• SUPPLIED INFORMATION:
• • • •

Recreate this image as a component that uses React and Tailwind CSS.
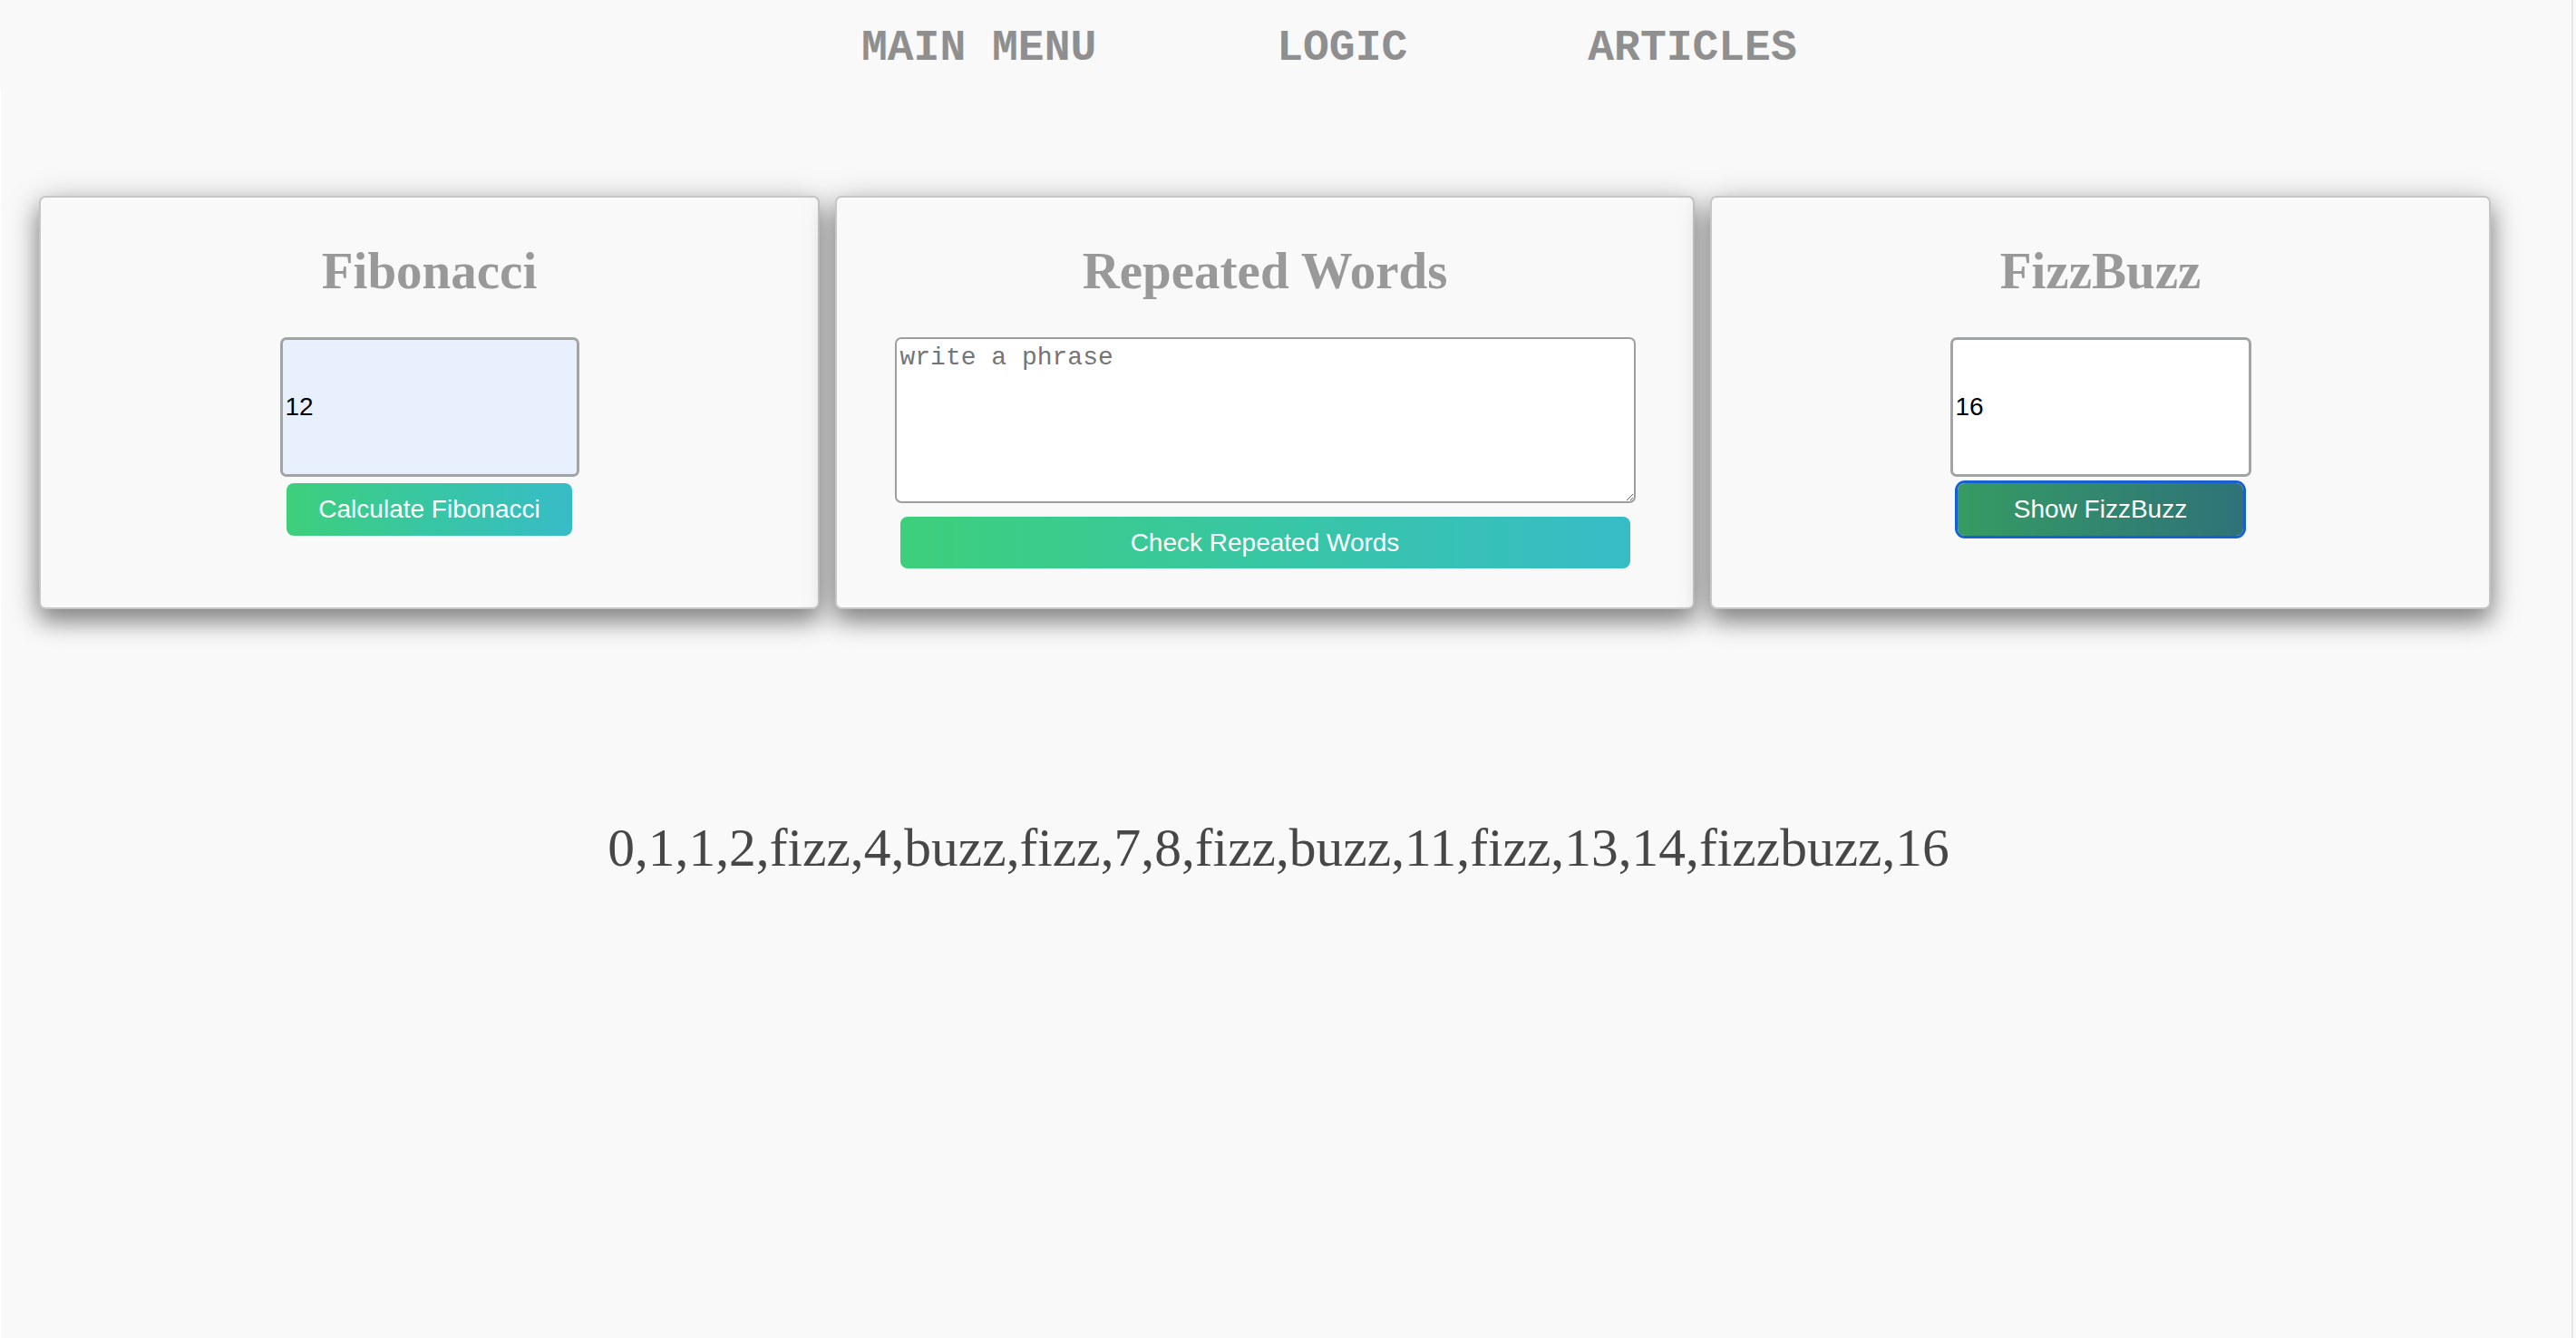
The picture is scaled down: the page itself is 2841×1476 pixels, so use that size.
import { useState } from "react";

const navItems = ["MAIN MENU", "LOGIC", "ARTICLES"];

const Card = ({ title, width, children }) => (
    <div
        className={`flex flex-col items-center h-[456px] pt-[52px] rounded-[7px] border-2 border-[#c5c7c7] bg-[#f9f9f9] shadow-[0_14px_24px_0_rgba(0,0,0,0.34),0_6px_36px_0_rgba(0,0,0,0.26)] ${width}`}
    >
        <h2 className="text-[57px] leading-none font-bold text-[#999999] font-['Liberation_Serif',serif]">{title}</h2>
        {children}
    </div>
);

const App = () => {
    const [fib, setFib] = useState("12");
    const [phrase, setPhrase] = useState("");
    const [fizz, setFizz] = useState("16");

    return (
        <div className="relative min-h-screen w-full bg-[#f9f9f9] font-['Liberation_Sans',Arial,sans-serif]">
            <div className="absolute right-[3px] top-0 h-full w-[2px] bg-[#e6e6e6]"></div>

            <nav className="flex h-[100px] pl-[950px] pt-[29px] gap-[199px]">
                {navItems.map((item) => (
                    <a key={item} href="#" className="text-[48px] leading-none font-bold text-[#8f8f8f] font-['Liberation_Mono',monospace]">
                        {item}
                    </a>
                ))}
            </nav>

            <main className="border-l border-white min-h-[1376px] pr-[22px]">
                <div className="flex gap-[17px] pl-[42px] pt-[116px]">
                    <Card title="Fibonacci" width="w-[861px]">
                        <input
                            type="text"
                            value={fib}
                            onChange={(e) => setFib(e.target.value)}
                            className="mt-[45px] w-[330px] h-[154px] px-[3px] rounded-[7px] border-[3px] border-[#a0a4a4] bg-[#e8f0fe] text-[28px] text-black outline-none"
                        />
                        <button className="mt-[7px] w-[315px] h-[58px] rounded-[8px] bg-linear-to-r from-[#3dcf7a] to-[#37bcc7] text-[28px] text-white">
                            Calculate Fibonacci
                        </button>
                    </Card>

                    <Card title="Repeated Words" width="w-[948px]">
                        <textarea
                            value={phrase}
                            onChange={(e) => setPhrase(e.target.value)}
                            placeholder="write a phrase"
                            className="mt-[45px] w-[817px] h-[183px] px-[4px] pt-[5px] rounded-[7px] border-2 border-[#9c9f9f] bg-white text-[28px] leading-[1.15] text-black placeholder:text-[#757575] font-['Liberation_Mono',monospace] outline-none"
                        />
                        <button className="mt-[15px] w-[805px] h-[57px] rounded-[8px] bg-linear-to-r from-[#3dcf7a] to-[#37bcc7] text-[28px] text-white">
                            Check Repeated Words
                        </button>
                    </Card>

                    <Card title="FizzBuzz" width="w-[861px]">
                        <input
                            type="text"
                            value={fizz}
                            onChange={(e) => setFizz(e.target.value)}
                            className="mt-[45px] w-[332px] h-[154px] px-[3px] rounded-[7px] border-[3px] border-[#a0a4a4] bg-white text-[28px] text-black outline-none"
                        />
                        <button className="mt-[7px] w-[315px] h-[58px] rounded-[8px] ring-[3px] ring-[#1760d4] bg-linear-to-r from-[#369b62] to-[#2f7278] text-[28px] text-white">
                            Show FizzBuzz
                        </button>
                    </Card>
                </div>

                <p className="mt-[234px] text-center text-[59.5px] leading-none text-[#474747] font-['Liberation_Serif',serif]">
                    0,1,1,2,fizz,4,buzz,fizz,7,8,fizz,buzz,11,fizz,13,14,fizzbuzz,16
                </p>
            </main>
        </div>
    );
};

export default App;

• • • •

• GIVEN EXERCISE:
Each line from the one containing "The picture is" through the one containing "right-[3px] top-0 h-full" must be retyped exactly, the first and last of these included.

• EXERCISE SOLUTION:
The picture is scaled down: the page itself is 2841×1476 pixels, so use that size.
import { useState } from "react";

const navItems = ["MAIN MENU", "LOGIC", "ARTICLES"];

const Card = ({ title, width, children }) => (
    <div
        className={`flex flex-col items-center h-[456px] pt-[52px] rounded-[7px] border-2 border-[#c5c7c7] bg-[#f9f9f9] shadow-[0_14px_24px_0_rgba(0,0,0,0.34),0_6px_36px_0_rgba(0,0,0,0.26)] ${width}`}
    >
        <h2 className="text-[57px] leading-none font-bold text-[#999999] font-['Liberation_Serif',serif]">{title}</h2>
        {children}
    </div>
);

const App = () => {
    const [fib, setFib] = useState("12");
    const [phrase, setPhrase] = useState("");
    const [fizz, setFizz] = useState("16");

    return (
        <div className="relative min-h-screen w-full bg-[#f9f9f9] font-['Liberation_Sans',Arial,sans-serif]">
            <div className="absolute right-[3px] top-0 h-full w-[2px] bg-[#e6e6e6]"></div>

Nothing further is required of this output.